- _What this task involves_
Among the lines below, list those containing the string "page".

- _Data provided_
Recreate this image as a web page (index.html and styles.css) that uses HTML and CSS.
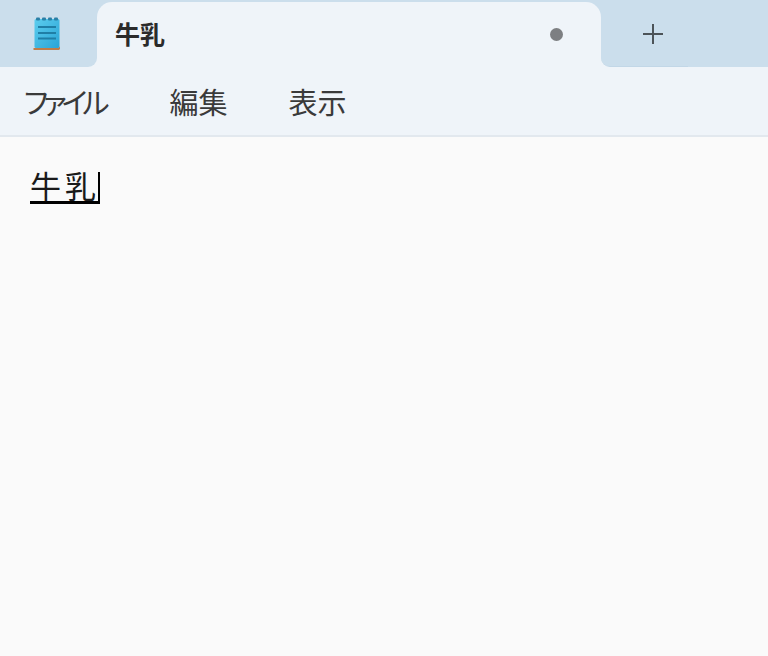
==
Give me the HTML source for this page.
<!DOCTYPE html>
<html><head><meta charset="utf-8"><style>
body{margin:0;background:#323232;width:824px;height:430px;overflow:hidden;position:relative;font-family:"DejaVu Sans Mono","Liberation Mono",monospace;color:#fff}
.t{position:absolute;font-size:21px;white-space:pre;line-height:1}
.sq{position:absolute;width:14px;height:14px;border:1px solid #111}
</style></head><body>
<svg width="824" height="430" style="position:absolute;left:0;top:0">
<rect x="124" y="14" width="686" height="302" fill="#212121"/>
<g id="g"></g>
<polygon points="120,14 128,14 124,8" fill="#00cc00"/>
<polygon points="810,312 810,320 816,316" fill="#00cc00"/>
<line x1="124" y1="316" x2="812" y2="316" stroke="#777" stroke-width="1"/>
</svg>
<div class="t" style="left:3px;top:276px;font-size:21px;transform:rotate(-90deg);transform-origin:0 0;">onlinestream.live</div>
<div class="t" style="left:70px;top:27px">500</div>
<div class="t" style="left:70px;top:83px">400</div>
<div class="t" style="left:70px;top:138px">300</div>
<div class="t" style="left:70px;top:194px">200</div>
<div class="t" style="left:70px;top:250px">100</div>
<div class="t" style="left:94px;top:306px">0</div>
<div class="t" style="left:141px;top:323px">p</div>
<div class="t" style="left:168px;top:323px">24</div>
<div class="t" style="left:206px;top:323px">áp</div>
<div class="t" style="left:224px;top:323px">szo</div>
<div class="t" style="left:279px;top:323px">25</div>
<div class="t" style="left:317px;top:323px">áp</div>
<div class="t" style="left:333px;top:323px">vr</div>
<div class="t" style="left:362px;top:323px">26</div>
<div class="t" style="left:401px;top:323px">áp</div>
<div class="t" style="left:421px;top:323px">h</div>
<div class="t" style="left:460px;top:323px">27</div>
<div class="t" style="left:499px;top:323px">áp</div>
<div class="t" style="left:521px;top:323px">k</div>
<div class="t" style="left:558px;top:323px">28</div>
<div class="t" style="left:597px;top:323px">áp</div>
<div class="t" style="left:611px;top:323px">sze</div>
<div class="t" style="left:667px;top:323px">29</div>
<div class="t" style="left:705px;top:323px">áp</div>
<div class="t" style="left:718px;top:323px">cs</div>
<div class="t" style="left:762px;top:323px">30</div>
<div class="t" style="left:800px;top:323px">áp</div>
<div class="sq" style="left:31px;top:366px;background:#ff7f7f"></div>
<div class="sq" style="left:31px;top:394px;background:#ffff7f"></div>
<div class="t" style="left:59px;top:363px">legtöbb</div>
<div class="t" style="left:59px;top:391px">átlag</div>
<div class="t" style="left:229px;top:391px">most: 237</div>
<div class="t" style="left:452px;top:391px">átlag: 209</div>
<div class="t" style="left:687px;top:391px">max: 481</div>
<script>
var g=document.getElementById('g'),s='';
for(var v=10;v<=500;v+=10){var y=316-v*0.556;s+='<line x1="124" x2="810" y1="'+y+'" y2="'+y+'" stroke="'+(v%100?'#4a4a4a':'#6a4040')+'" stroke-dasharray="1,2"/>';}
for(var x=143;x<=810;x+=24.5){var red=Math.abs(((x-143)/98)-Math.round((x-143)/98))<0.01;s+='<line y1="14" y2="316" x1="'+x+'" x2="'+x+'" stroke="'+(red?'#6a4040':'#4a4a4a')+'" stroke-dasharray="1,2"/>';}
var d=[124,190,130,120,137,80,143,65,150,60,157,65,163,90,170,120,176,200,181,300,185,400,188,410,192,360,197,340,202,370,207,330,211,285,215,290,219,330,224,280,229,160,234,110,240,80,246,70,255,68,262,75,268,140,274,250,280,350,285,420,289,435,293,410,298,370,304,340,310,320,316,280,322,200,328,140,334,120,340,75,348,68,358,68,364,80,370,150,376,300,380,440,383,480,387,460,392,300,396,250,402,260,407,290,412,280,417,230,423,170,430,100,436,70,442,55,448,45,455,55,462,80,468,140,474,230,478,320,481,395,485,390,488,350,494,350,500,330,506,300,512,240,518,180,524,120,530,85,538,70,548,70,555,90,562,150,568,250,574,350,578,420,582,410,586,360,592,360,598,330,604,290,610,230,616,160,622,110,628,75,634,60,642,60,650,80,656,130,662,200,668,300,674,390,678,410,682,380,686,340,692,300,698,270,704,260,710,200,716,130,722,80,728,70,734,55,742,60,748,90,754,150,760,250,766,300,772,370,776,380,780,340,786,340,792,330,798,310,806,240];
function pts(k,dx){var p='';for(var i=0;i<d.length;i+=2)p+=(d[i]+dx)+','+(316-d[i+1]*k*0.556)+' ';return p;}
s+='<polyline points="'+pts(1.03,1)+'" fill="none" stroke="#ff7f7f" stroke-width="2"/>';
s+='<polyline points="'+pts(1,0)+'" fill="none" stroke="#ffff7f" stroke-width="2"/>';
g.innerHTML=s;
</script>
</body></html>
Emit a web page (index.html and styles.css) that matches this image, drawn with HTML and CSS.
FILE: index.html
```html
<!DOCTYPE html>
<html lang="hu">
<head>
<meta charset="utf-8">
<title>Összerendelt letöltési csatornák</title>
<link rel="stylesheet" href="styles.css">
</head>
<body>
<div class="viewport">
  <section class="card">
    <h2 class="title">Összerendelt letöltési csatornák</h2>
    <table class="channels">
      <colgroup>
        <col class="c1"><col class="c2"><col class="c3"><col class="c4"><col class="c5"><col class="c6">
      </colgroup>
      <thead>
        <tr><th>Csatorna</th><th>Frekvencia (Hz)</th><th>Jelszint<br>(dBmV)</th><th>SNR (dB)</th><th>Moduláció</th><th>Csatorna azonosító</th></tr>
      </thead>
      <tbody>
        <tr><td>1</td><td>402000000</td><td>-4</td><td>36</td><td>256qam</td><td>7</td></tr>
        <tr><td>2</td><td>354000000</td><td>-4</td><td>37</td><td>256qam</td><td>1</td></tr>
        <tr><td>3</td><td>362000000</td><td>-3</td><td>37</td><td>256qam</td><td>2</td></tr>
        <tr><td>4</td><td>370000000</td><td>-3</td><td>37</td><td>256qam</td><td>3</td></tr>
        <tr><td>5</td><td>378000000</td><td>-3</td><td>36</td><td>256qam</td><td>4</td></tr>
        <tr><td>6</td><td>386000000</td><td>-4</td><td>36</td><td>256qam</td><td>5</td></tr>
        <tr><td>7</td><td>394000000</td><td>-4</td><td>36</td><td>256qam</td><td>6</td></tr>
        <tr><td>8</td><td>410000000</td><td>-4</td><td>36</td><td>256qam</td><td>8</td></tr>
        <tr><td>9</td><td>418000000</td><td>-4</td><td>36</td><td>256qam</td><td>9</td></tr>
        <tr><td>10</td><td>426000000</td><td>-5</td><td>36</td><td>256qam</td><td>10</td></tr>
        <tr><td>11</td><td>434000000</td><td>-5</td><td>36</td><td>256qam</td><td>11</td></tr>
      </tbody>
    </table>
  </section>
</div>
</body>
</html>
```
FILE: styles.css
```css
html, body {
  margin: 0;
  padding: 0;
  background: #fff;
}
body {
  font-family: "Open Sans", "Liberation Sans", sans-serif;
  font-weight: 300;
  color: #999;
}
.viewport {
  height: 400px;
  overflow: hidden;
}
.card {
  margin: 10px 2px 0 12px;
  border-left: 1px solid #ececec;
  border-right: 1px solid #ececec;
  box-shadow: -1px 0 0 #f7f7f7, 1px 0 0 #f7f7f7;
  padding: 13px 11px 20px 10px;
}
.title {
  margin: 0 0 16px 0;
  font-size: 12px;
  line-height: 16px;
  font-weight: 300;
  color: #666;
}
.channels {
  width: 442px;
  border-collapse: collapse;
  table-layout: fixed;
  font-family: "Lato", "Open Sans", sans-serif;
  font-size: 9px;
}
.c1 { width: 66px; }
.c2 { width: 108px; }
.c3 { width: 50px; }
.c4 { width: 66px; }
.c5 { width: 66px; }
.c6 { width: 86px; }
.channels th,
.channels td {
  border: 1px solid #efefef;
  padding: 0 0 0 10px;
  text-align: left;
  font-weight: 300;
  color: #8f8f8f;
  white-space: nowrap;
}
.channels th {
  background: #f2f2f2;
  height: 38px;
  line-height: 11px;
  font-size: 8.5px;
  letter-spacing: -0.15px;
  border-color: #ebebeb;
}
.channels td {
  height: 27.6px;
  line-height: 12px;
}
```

- _Result of the task_
Recreate this image as a web page (index.html and styles.css) that uses HTML and CSS.
Give me the HTML source for this page.
Emit a web page (index.html and styles.css) that matches this image, drawn with HTML and CSS.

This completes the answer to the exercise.